Tuesday, December 4, 2018

Moto browniano - Brownian Motion

Un frammento della Sfinge
E altro
Sospesi in acqua...

Moto browniano
Particelle di polline
Pulviscolo londinese
Un frammento della Sfinge
E altro
Sospesi in acqua...

Provo sdegno verso alberi e fogliami
Foreste onnipossenti
Mi invita una terra spoglia
Senza tracce di vita
Uguali l'uragano
E il tenue soffio di vento.....
Mi tentano paesaggi
Senza alcuna idea di movimento....
Dove l'immoto echeggia – riposi

Moto browniano © 1995 Franco Battiato & Manlio Sgalambro

"Moto browniano" pairs the molecular world of incessant and random motion (known as Brownian motion) with an almost science-fiction world where not even the idea of motion exists (this part of the lyric is an adaptation of Sgalambro's 1991 work Of Brief Thought (Del Pensare Breve); to give a sense of how he altered the original, the final three lines of the last verse were boiled down from this: "They tempt me, lunar landscapes, spongy, where the rocky mass lies inert, without any idea of movement. Where motionlessness echoes antique reposes.").

a fragment of the Sphynx,
and more,
suspended in water . . .

Brownian motion –
particles of pollen,
London particulates,
a fragment of the Sphynx,
and more,
suspended in water . . .

I feel disdain for trees and foliage,
omnipresent forests.
A barren land invites me,
with no trace of life,
equal the hurricane
and the soft breath of wind . . .
They tempt me, landscapes
without any idea of movement . . .
Where motionlessness echoes – reposes.

English translation © 2020 Dennis Criteser



L'ombrella e la macchina da cucire was released in 1995. It was recorded at Battiato's home using only electronic instruments, and for him it was somewhat of a return to the musical experimentation that characterized his 1970s work.

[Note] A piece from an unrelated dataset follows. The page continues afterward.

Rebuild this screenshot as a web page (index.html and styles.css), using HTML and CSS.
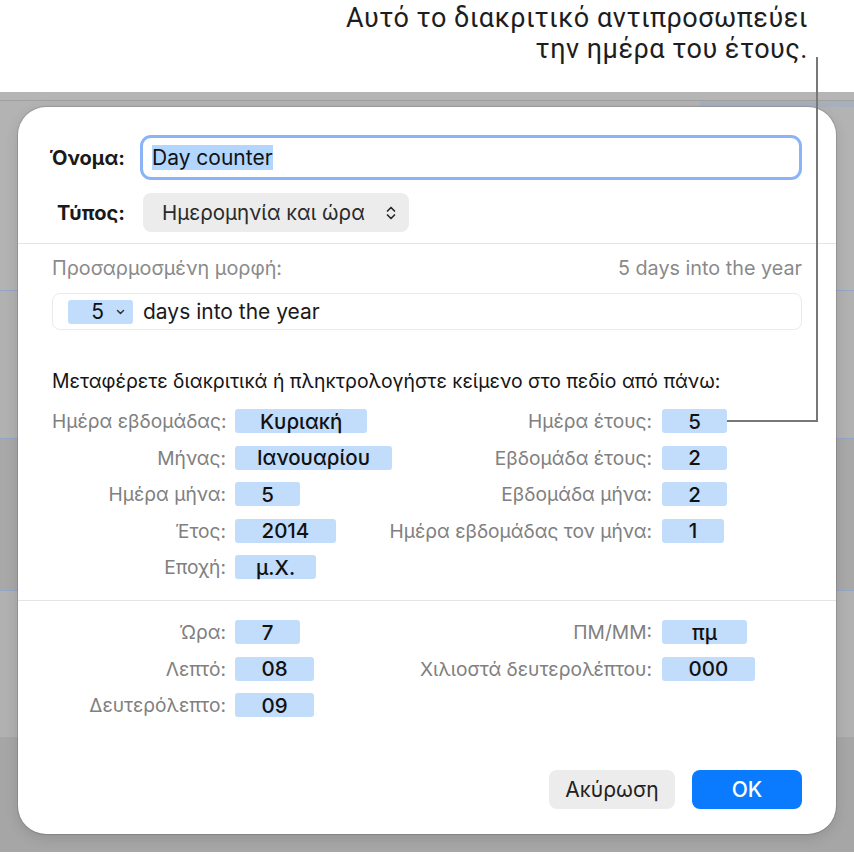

The lyrics were written by Manlio Sgalambro, the Sicilian philosopher who said that, for him, Hegel's The Phenomenology of Spirit sung like music in his ears. References to philosophy and literature abound; the title of the album is taken from a line by the French poet Isidore Ducasse: "Beautiful as a chance encounter between a sewing machine and an umbrella on an operating table." This line, according to Max Ernst, is the key to understanding surrealist poetry - "the search for beauty through the pairing of two seemingly irreconcilable realities." Battiato felt liberated by not having to write lyrics, and he was stimulated to explore and discover new musical realms by the different aesthetic that Sgalambro brought to wordsmithing, one that flows from a man in many ways his opposite. Sgalambro described it this way: "Spiritual, transcendent, ascetic the first [Battiato]. Materialist, fleeting, anti-poetic, even cynical, the second [Sgalambro]."